December 08, 2010

UPDATE: Senate set to vote today on DREAM Act

Source: NYSUT Communications

UPDATE: Dec. 8, 2010

The U.S. Senate votes today on the union-supported DREAM (Development, Relief and Education for Alien Minors) Act. A vote in the U.S. House of Representatives is expected soon as well.

The DREAM Act, which has been supported by NYSUT, the AFT and the NEA since its introduction in 2001, would apply to students who were under 16 when they arrived in the U.S., have been in the country at least five years and have a diploma from a U.S. high school or the equivalent. The law would allow young people to become legal residents after spending two years in college or in the military.

  • TAKE ACTION: Write your senators today. Tell them to support the DREAM Act


    UPDATE: Nov. 29, 2010

    Majority Leader Harry Reid (D-NV) plans to introduce the DREAM Act as a stand alone bill during this week's session of the Senate. In the past the DREAM Act has been offered as an amendment to larger pieces of legislation.
     
    Both Senators Gillibrand and Schumer are sponsors of the DREAM Act and have continued to support getting the bill to the floor with a straight up or down vote. Please click below to contact both senators to remind them to keep the pressure on their colleagues to pass the DREAM Act.


    UPDATE: Sep. 22, 2010

    Yesterday, the US Senate voted against a procedural vote that would end debate on the National Defense Authorization Act for Fiscal Year 2011. Attached to the bill as amendments were the Development, Relief and Education for Alien Minors (DREAM) Act, and the repeal of the Don't Ask, Don't Tell policy in the military. It was the addition of both amendments to the Defense Act that caused Republicans and two Democrats from Arkansas, Blanche Lincoln and Mark Pryor, to start a filibuster.

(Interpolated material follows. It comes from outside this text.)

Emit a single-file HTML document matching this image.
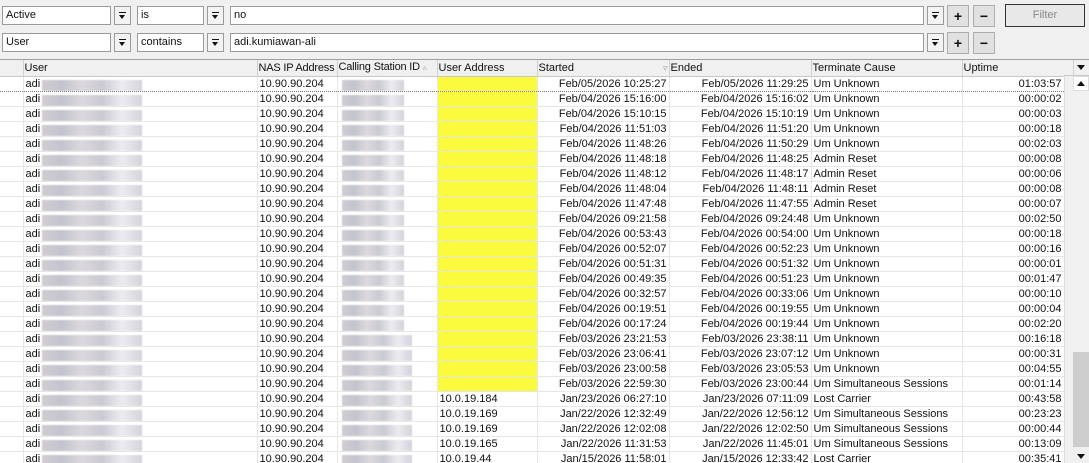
<!DOCTYPE html>
<html><head><meta charset="utf-8">
<style>
*{box-sizing:border-box;margin:0;padding:0}
body{width:1089px;height:463px;overflow:hidden;background:#f0f0f0;font-family:"Liberation Sans",Arial,sans-serif;font-size:11px;color:#111;position:relative}
.a{position:absolute}
.in{position:absolute;background:#fff;border:1px solid #9a9a9a;height:19px;line-height:17px;padding-left:3px;font-size:11px}
.dd{position:absolute;width:17px;height:19px;border:1px solid #9a9a9a;background:#f3f3f3;font-size:9px;text-align:center;line-height:17px}
.dd:before{content:"";position:absolute;left:4px;top:5px;width:7px;height:1px;background:#111}
.dd:after{content:"";position:absolute;left:4px;top:8px;border-left:3.5px solid transparent;border-right:3.5px solid transparent;border-top:4px solid #111}
.pm{position:absolute;width:22px;height:22px;border:1px solid #adadad;background:#e1e1e1;text-align:center;line-height:20px;font-weight:bold;font-size:14px}
#grid{position:absolute;left:0;top:59px;width:1064px;height:404px;background:#fff;border-top:1px solid #a0a0a0;overflow:hidden}
table{border-collapse:collapse;table-layout:fixed;position:absolute;left:0;top:0;width:1064px}
td,th{height:15px;line-height:14px;white-space:nowrap;overflow:hidden;border-right:1px solid #e6e6e6;border-bottom:1px solid #e6e6e6;padding:0 2px;font-weight:normal;text-align:left}
th{background:#f0f0f0;border-right:1px solid #d0d0d0;border-bottom:1px solid #c8c8c8;height:16px;padding:0 1px}
td.r{text-align:right}
td.y{background:#fbfb3e}
td.b{position:relative}
.bl{position:absolute;top:3px;height:11px;background:linear-gradient(90deg,#d2ccd2 0,#c4c4cf 20%,#dcd8dc 40%,#cacad3 60%,#ececf0 80%,#d3d3db 100%);filter:blur(0.6px)}
tr.first td{border-bottom:1px dotted #777}
</style></head><body>
<div class="in" style="left:2px;top:6px;width:109px">Active</div><div class="dd" style="left:114px;top:6px"></div>
<div class="in" style="left:137px;top:6px;width:67px">is</div><div class="dd" style="left:207px;top:6px"></div>
<div class="in" style="left:230px;top:6px;width:694px">no</div><div class="dd" style="left:927px;top:6px"></div>
<div class="pm" style="left:947px;top:5px">+</div><div class="pm" style="left:973px;top:5px">−</div>
<div class="a" style="left:1005px;top:4px;width:80px;height:23px;border:1px solid #333;background:#e8e8e8;color:#888;text-align:center;line-height:21px;font-size:11px">Filter</div>
<div class="in" style="left:2px;top:33px;width:109px">User</div><div class="dd" style="left:114px;top:33px"></div>
<div class="in" style="left:137px;top:33px;width:67px">contains</div><div class="dd" style="left:207px;top:33px"></div>
<div class="in" style="left:230px;top:33px;width:694px">adi.kumiawan-ali</div><div class="dd" style="left:927px;top:33px"></div>
<div class="pm" style="left:947px;top:32px">+</div><div class="pm" style="left:973px;top:32px">−</div>

<div id="grid">
<table>
<colgroup><col style="width:23px"><col style="width:234px"><col style="width:80px"><col style="width:100px"><col style="width:100px"><col style="width:132px"><col style="width:142px"><col style="width:151px"><col style="width:102px"></colgroup>
<tr><th></th><th>User</th><th style="letter-spacing:-0.2px">NAS IP Address</th><th style="letter-spacing:-0.2px">Calling Station ID <span style="color:#aaa;font-size:8px">▵</span></th><th>User Address</th><th>Started <span style="float:right;color:#999;font-size:9px">▿</span></th><th>Ended</th><th>Terminate Cause</th><th>Uptime</th></tr>
<tr class="first"><td></td><td class="b">adi<div class="bl" style="left:18px;width:100px"></div></td><td>10.90.90.204</td><td class="b"><div class="bl" style="left:4px;width:62px"></div></td><td class="y"></td><td class="r">Feb/05/2026 10:25:27</td><td class="r">Feb/05/2026 11:29:25</td><td>Um Unknown</td><td class="r">01:03:57</td></tr>
<tr><td></td><td class="b">adi<div class="bl" style="left:18px;width:100px"></div></td><td>10.90.90.204</td><td class="b"><div class="bl" style="left:4px;width:62px"></div></td><td class="y"></td><td class="r">Feb/04/2026 15:16:00</td><td class="r">Feb/04/2026 15:16:02</td><td>Um Unknown</td><td class="r">00:00:02</td></tr>
<tr><td></td><td class="b">adi<div class="bl" style="left:18px;width:100px"></div></td><td>10.90.90.204</td><td class="b"><div class="bl" style="left:4px;width:62px"></div></td><td class="y"></td><td class="r">Feb/04/2026 15:10:15</td><td class="r">Feb/04/2026 15:10:19</td><td>Um Unknown</td><td class="r">00:00:03</td></tr>
<tr><td></td><td class="b">adi<div class="bl" style="left:18px;width:100px"></div></td><td>10.90.90.204</td><td class="b"><div class="bl" style="left:4px;width:62px"></div></td><td class="y"></td><td class="r">Feb/04/2026 11:51:03</td><td class="r">Feb/04/2026 11:51:20</td><td>Um Unknown</td><td class="r">00:00:18</td></tr>
<tr><td></td><td class="b">adi<div class="bl" style="left:18px;width:100px"></div></td><td>10.90.90.204</td><td class="b"><div class="bl" style="left:4px;width:62px"></div></td><td class="y"></td><td class="r">Feb/04/2026 11:48:26</td><td class="r">Feb/04/2026 11:50:29</td><td>Um Unknown</td><td class="r">00:02:03</td></tr>
<tr><td></td><td class="b">adi<div class="bl" style="left:18px;width:100px"></div></td><td>10.90.90.204</td><td class="b"><div class="bl" style="left:4px;width:62px"></div></td><td class="y"></td><td class="r">Feb/04/2026 11:48:18</td><td class="r">Feb/04/2026 11:48:25</td><td>Admin Reset</td><td class="r">00:00:08</td></tr>
<tr><td></td><td class="b">adi<div class="bl" style="left:18px;width:100px"></div></td><td>10.90.90.204</td><td class="b"><div class="bl" style="left:4px;width:62px"></div></td><td class="y"></td><td class="r">Feb/04/2026 11:48:12</td><td class="r">Feb/04/2026 11:48:17</td><td>Admin Reset</td><td class="r">00:00:06</td></tr>
<tr><td></td><td class="b">adi<div class="bl" style="left:18px;width:100px"></div></td><td>10.90.90.204</td><td class="b"><div class="bl" style="left:4px;width:62px"></div></td><td class="y"></td><td class="r">Feb/04/2026 11:48:04</td><td class="r">Feb/04/2026 11:48:11</td><td>Admin Reset</td><td class="r">00:00:08</td></tr>
<tr><td></td><td class="b">adi<div class="bl" style="left:18px;width:100px"></div></td><td>10.90.90.204</td><td class="b"><div class="bl" style="left:4px;width:62px"></div></td><td class="y"></td><td class="r">Feb/04/2026 11:47:48</td><td class="r">Feb/04/2026 11:47:55</td><td>Admin Reset</td><td class="r">00:00:07</td></tr>
<tr><td></td><td class="b">adi<div class="bl" style="left:18px;width:100px"></div></td><td>10.90.90.204</td><td class="b"><div class="bl" style="left:4px;width:62px"></div></td><td class="y"></td><td class="r">Feb/04/2026 09:21:58</td><td class="r">Feb/04/2026 09:24:48</td><td>Um Unknown</td><td class="r">00:02:50</td></tr>
<tr><td></td><td class="b">adi<div class="bl" style="left:18px;width:100px"></div></td><td>10.90.90.204</td><td class="b"><div class="bl" style="left:4px;width:62px"></div></td><td class="y"></td><td class="r">Feb/04/2026 00:53:43</td><td class="r">Feb/04/2026 00:54:00</td><td>Um Unknown</td><td class="r">00:00:18</td></tr>
<tr><td></td><td class="b">adi<div class="bl" style="left:18px;width:100px"></div></td><td>10.90.90.204</td><td class="b"><div class="bl" style="left:4px;width:62px"></div></td><td class="y"></td><td class="r">Feb/04/2026 00:52:07</td><td class="r">Feb/04/2026 00:52:23</td><td>Um Unknown</td><td class="r">00:00:16</td></tr>
<tr><td></td><td class="b">adi<div class="bl" style="left:18px;width:100px"></div></td><td>10.90.90.204</td><td class="b"><div class="bl" style="left:4px;width:62px"></div></td><td class="y"></td><td class="r">Feb/04/2026 00:51:31</td><td class="r">Feb/04/2026 00:51:32</td><td>Um Unknown</td><td class="r">00:00:01</td></tr>
<tr><td></td><td class="b">adi<div class="bl" style="left:18px;width:100px"></div></td><td>10.90.90.204</td><td class="b"><div class="bl" style="left:4px;width:62px"></div></td><td class="y"></td><td class="r">Feb/04/2026 00:49:35</td><td class="r">Feb/04/2026 00:51:23</td><td>Um Unknown</td><td class="r">00:01:47</td></tr>
<tr><td></td><td class="b">adi<div class="bl" style="left:18px;width:100px"></div></td><td>10.90.90.204</td><td class="b"><div class="bl" style="left:4px;width:62px"></div></td><td class="y"></td><td class="r">Feb/04/2026 00:32:57</td><td class="r">Feb/04/2026 00:33:06</td><td>Um Unknown</td><td class="r">00:00:10</td></tr>
<tr><td></td><td class="b">adi<div class="bl" style="left:18px;width:100px"></div></td><td>10.90.90.204</td><td class="b"><div class="bl" style="left:4px;width:62px"></div></td><td class="y"></td><td class="r">Feb/04/2026 00:19:51</td><td class="r">Feb/04/2026 00:19:55</td><td>Um Unknown</td><td class="r">00:00:04</td></tr>
<tr><td></td><td class="b">adi<div class="bl" style="left:18px;width:100px"></div></td><td>10.90.90.204</td><td class="b"><div class="bl" style="left:4px;width:62px"></div></td><td class="y"></td><td class="r">Feb/04/2026 00:17:24</td><td class="r">Feb/04/2026 00:19:44</td><td>Um Unknown</td><td class="r">00:02:20</td></tr>
<tr><td></td><td class="b">adi<div class="bl" style="left:18px;width:100px"></div></td><td>10.90.90.204</td><td class="b"><div class="bl" style="left:4px;width:70px"></div></td><td class="y"></td><td class="r">Feb/03/2026 23:21:53</td><td class="r">Feb/03/2026 23:38:11</td><td>Um Unknown</td><td class="r">00:16:18</td></tr>
<tr><td></td><td class="b">adi<div class="bl" style="left:18px;width:100px"></div></td><td>10.90.90.204</td><td class="b"><div class="bl" style="left:4px;width:70px"></div></td><td class="y"></td><td class="r">Feb/03/2026 23:06:41</td><td class="r">Feb/03/2026 23:07:12</td><td>Um Unknown</td><td class="r">00:00:31</td></tr>
<tr><td></td><td class="b">adi<div class="bl" style="left:18px;width:100px"></div></td><td>10.90.90.204</td><td class="b"><div class="bl" style="left:4px;width:70px"></div></td><td class="y"></td><td class="r">Feb/03/2026 23:00:58</td><td class="r">Feb/03/2026 23:05:53</td><td>Um Unknown</td><td class="r">00:04:55</td></tr>
<tr><td></td><td class="b">adi<div class="bl" style="left:18px;width:100px"></div></td><td>10.90.90.204</td><td class="b"><div class="bl" style="left:4px;width:70px"></div></td><td class="y"></td><td class="r">Feb/03/2026 22:59:30</td><td class="r">Feb/03/2026 23:00:44</td><td>Um Simultaneous Sessions</td><td class="r">00:01:14</td></tr>
<tr><td></td><td class="b">adi<div class="bl" style="left:18px;width:100px"></div></td><td>10.90.90.204</td><td class="b"><div class="bl" style="left:4px;width:70px"></div></td><td>10.0.19.184</td><td class="r">Jan/23/2026 06:27:10</td><td class="r">Jan/23/2026 07:11:09</td><td>Lost Carrier</td><td class="r">00:43:58</td></tr>
<tr><td></td><td class="b">adi<div class="bl" style="left:18px;width:100px"></div></td><td>10.90.90.204</td><td class="b"><div class="bl" style="left:4px;width:70px"></div></td><td>10.0.19.169</td><td class="r">Jan/22/2026 12:32:49</td><td class="r">Jan/22/2026 12:56:12</td><td>Um Simultaneous Sessions</td><td class="r">00:23:23</td></tr>
<tr><td></td><td class="b">adi<div class="bl" style="left:18px;width:100px"></div></td><td>10.90.90.204</td><td class="b"><div class="bl" style="left:4px;width:70px"></div></td><td>10.0.19.169</td><td class="r">Jan/22/2026 12:02:08</td><td class="r">Jan/22/2026 12:02:50</td><td>Um Simultaneous Sessions</td><td class="r">00:00:44</td></tr>
<tr><td></td><td class="b">adi<div class="bl" style="left:18px;width:100px"></div></td><td>10.90.90.204</td><td class="b"><div class="bl" style="left:4px;width:70px"></div></td><td>10.0.19.165</td><td class="r">Jan/22/2026 11:31:53</td><td class="r">Jan/22/2026 11:45:01</td><td>Um Simultaneous Sessions</td><td class="r">00:13:09</td></tr>
<tr><td></td><td class="b">adi<div class="bl" style="left:18px;width:100px"></div></td><td>10.90.90.204</td><td class="b"><div class="bl" style="left:4px;width:70px"></div></td><td>10.0.19.44</td><td class="r">Jan/15/2026 11:58:01</td><td class="r">Jan/15/2026 12:33:42</td><td>Lost Carrier</td><td class="r">00:35:41</td></tr>
</table>
</div>
<div class="a" style="left:1064px;top:59px;width:25px;height:17px;background:#f0f0f0;border-top:1px solid #a0a0a0;border-bottom:1px solid #c8c8c8"></div>
<div class="a" style="left:1073px;top:60px;width:16px;height:16px;border-left:1px solid #d0d0d0"></div>
<div class="a" style="left:1077px;top:65px;border-left:4px solid transparent;border-right:4px solid transparent;border-top:5px solid #111"></div>
<div class="a" style="left:1064px;top:76px;width:25px;height:387px;background:#f0f0f0;border-left:1px solid #dcdcdc"></div>
<div class="a" style="left:1073px;top:76px;width:16px;height:15px;background:#fff;border:1px solid #ddd"></div>
<div class="a" style="left:1077px;top:81px;border-left:4px solid transparent;border-right:4px solid transparent;border-bottom:5px solid #111"></div>
<div class="a" style="left:1073px;top:352px;width:16px;height:95px;background:#cdcdcd"></div>
<div class="a" style="left:1077px;top:454px;border-left:4px solid transparent;border-right:4px solid transparent;border-top:5px solid #111"></div>
</body></html>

    The DREAM Act has been supported by NYSUT, AFT, and NEA since its introduction in 2001. It would allow young people to become legal U.S. residents after spending two years in college or in the military. It applies to students who were under 16 when they arrived in the U.S., have been in the country at least five years and have a diploma from a U.S. high school or the equivalent.

    On September 21st, the Senate filibuster of the bill was maintained in a 56-43 vote. It would have taken 60 votes to invoke cloture, stop the filibuster and move the bill along.


    POSTED: Sep. 20, 2010

    The U.S. Senate is poised to vote on the Development, Relief and Education for Alien Minors (DREAM) Act, which is aimed at ensuring that immigrant children who grow up in the United States will be able to get the education they need to contribute to society.

    Under the DREAM Act, qualified students who come to the United States before age 16 are eligible to gain legal permanent status if they earn a college degree or complete two years of military service. The time has come to empower these dedicated individuals to live the American dream.

    This legislation reflects a deeply held union belief embedded in NYSUT's Principles for Defining Excellence from pre-school through college: that every student should have access to a quality education.